L’affermazione identitaria in base al talento (inteso come abilità ed espressività) consente a tutti di riconoscere ogni persona come inviolabile e sacra, rispettarla in ogni sua manifestazione e tutelarla nella sua libertà. Quella libertà culturale e politica costruita faticosamente. La storia e la società col talento ci guadagnano, mentre le declinazioni gay, gender e transgender imbarbariscono. Per questo è necessaria una correzione legislativa, come ha indicato il presidente della Cei e come ha sottolineato il Capo dello Stato.
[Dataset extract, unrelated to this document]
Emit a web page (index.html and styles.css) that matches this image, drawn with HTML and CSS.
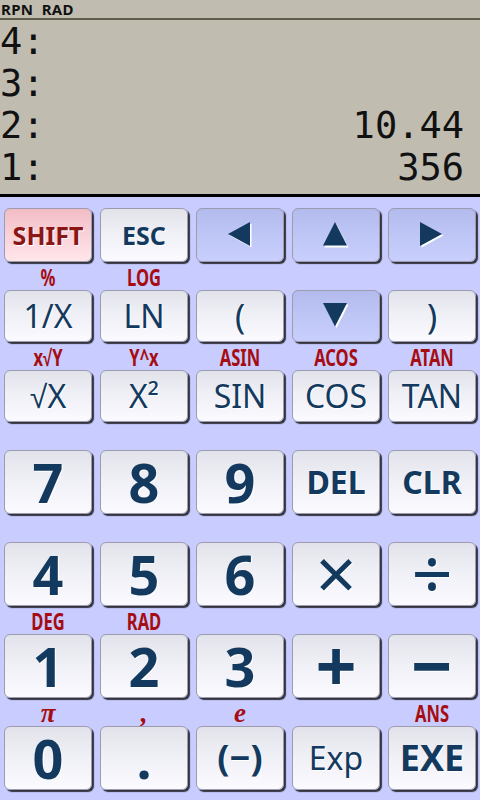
FILE: index.html
```html
<!DOCTYPE html>
<html lang="en">

<head>
    <meta charset="UTF-8">
    <meta name="viewport" content="width=device-width, initial-scale=1.0">
    <title>RPN Calculator</title>
    <link rel="stylesheet" href="styles.css">
</head>

<body>
    <div class="display">
        <div class="status">RPN&nbsp;&nbsp;RAD</div>
        <div class="stack">
            <div class="level"><span>4:</span><span></span></div>
            <div class="level"><span>3:</span><span></span></div>
            <div class="level"><span>2:</span><span>10.44</span></div>
            <div class="level"><span>1:</span><span>356</span></div>
        </div>
    </div>

    <div class="keypad">
        <!-- fila 1 -->
        <div class="row row-top">
            <button class="key shift">SHIFT</button>
            <button class="key small-bold">ESC</button>
            <button class="key blue">
                <svg width="26" height="26" viewBox="0 0 26 26">
                    <polygon points="2.5,13.5 24.5,1.5 24.5,25.5" fill="#fff" />
                    <polygon points="1,12 23,0 23,24" fill="#133a5e" />
                </svg>
            </button>
            <button class="key blue">
                <svg width="26" height="26" viewBox="0 0 26 26">
                    <polygon points="13.5,2 25.5,25.5 1.5,25.5" fill="#fff" />
                    <polygon points="12,0 24,23.5 0,23.5" fill="#133a5e" />
                </svg>
            </button>
            <button class="key blue">
                <svg width="26" height="26" viewBox="0 0 26 26">
                    <polygon points="2.5,1.5 24.5,13.5 2.5,25.5" fill="#fff" />
                    <polygon points="1,0 23,12 1,24" fill="#133a5e" />
                </svg>
            </button>
        </div>

        <div class="labels">
            <span>%</span><span>LOG</span><span></span><span></span><span></span>
        </div>
        <div class="row row-fn">
            <button class="key">1/X</button>
            <button class="key">LN</button>
            <button class="key paren">(</button>
            <button class="key blue">
                <svg width="26" height="26" viewBox="0 0 26 26">
                    <polygon points="1.5,1.5 25.5,1.5 13.5,25" fill="#fff" />
                    <polygon points="0,0 24,0 12,23.5" fill="#133a5e" />
                </svg>
            </button>
            <button class="key paren">)</button>
        </div>

        <div class="labels">
            <span>x√Y</span><span>Y^x</span><span>ASIN</span><span>ACOS</span><span>ATAN</span>
        </div>
        <div class="row row-fn">
            <button class="key">√X</button>
            <button class="key">X²</button>
            <button class="key">SIN</button>
            <button class="key">COS</button>
            <button class="key">TAN</button>
        </div>

        <div class="labels">
            <span></span><span></span><span></span><span></span><span></span>
        </div>
        <div class="row row-num">
            <button class="key digit">7</button>
            <button class="key digit">8</button>
            <button class="key digit">9</button>
            <button class="key word">DEL</button>
            <button class="key word">CLR</button>
        </div>

        <div class="labels">
            <span></span><span></span><span></span><span></span><span></span>
        </div>
        <div class="row row-num">
            <button class="key digit">4</button>
            <button class="key digit">5</button>
            <button class="key digit">6</button>
            <button class="key op thin">×</button>
            <button class="key op thin">÷</button>
        </div>

        <div class="labels">
            <span>DEG</span><span>RAD</span><span></span><span></span><span></span>
        </div>
        <div class="row row-num">
            <button class="key digit">1</button>
            <button class="key digit">2</button>
            <button class="key digit">3</button>
            <button class="key op">+</button>
            <button class="key op">−</button>
        </div>

        <div class="labels">
            <span class="greek">π</span><span class="greek">,</span><span class="greek">e</span><span></span><span>ANS</span>
        </div>
        <div class="row row-num">
            <button class="key digit">0</button>
            <button class="key digit">.</button>
            <button class="key neg">(−)</button>
            <button class="key">Exp</button>
            <button class="key exe">EXE</button>
        </div>
    </div>
</body>

</html>
```

FILE: styles.css
```css
body {
    margin: 0;
    padding: 0;
    width: 480px;
    height: 800px;
    overflow: hidden;
    font-family: "Noto Sans", sans-serif;
    background-color: #c8ccfe;
}

.display {
    background-color: #c0bcb0;
    border-bottom: 3px solid #000;
    height: 194px;
}

.status {
    height: 18px;
    line-height: 19px;
    border-bottom: 2px solid #5c5c4a;
    font-size: 15px;
    font-weight: bold;
    color: #111;
    padding-left: 1px;
    letter-spacing: 0.3px;
}

.stack {
    padding: 1px 16px 0 0;
    font-family: "DejaVu Sans Mono", monospace;
    font-size: 37px;
    color: #111;
}

.level {
    display: flex;
    justify-content: space-between;
    height: 42px;
    line-height: 42px;
}

.keypad {
    display: flex;
    flex-direction: column;
    padding: 11px 4px 0;
}

.row,
.labels {
    display: grid;
    grid-template-columns: repeat(5, 1fr);
    column-gap: 8px;
}

.row-top .key {
    height: 54px;
}

.row-fn .key {
    height: 52px;
}

.row-num .key {
    height: 64px;
}

.labels {
    height: 28px;
    align-items: center;
    text-align: center;
    color: #a50d12;
    font-size: 23px;
    font-weight: bold;
}

.labels span {
    display: inline-block;
    transform: scaleX(0.72);
    line-height: 26px;
    padding-top: 2px;
}

.labels .greek {
    font-family: "Liberation Serif", serif;
    font-style: italic;
    font-weight: bold;
    font-size: 27px;
    transform: none;
}

.key {
    display: flex;
    align-items: center;
    justify-content: center;
    padding: 0;
    margin: 0;
    border: 1px solid #9c9cae;
    border-radius: 6px;
    background: linear-gradient(#e2e2ea 0%, #efeff6 45%, #fafaff 100%);
    box-shadow: 2px 2px 1px #34343f;
    font-family: "Noto Sans", sans-serif;
    font-size: 32px;
    line-height: 1;
    color: #133a5e;
    text-shadow: 1px 1px 0 #fff;
    cursor: pointer;
}

.key.blue {
    background: linear-gradient(#b3bbee 0%, #bec6f6 50%, #c8cffd 100%);
}

.key.shift {
    background: linear-gradient(#f3bcc5 0%, #f9d2d9 50%, #ffe6eb 100%);
    color: #8a1616;
    font-size: 25px;
    font-weight: bold;
}

.key.small-bold {
    font-size: 25px;
    font-weight: bold;
}

.key.paren {
    font-size: 34px;
}

.key.digit {
    font-size: 54px;
    font-weight: bold;
}

.key.word {
    font-size: 32px;
    font-weight: bold;
}

.key.op {
    font-size: 72px;
    line-height: 56px;
    font-weight: bold;
    padding-bottom: 4px;
}

.key.op.thin {
    font-weight: normal;
}

.key.neg {
    font-size: 36px;
    font-weight: bold;
}

.key.exe {
    font-size: 36px;
    font-weight: bold;
}
```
La libertà non può ricadere sotto le categorie etero o omosessuale, perché la libertà è l’individuo.

Abbiamo esempi concretissimi.  Di recente è andata in onda su Raiuno la fiction sulla vita di Leonardo da Vinci, prodotta dalla Lux, la quale in tempi di “politicamente corretto” ci ha presentato un Leonardo privato incline a presunte relazioni omosessuali e libertine. Ci ha forse guadagnato l’ingegno e l’uomo? O, come hanno sollevato tanti, è stato uno scempio biografico?  Il genio leonardesco era tutto lì: non il genere, non il peccato, ma l’opera magnifica. Facciamo leggi per questo diritto, per il talento unico, egualitario e democratico, non per il sesso.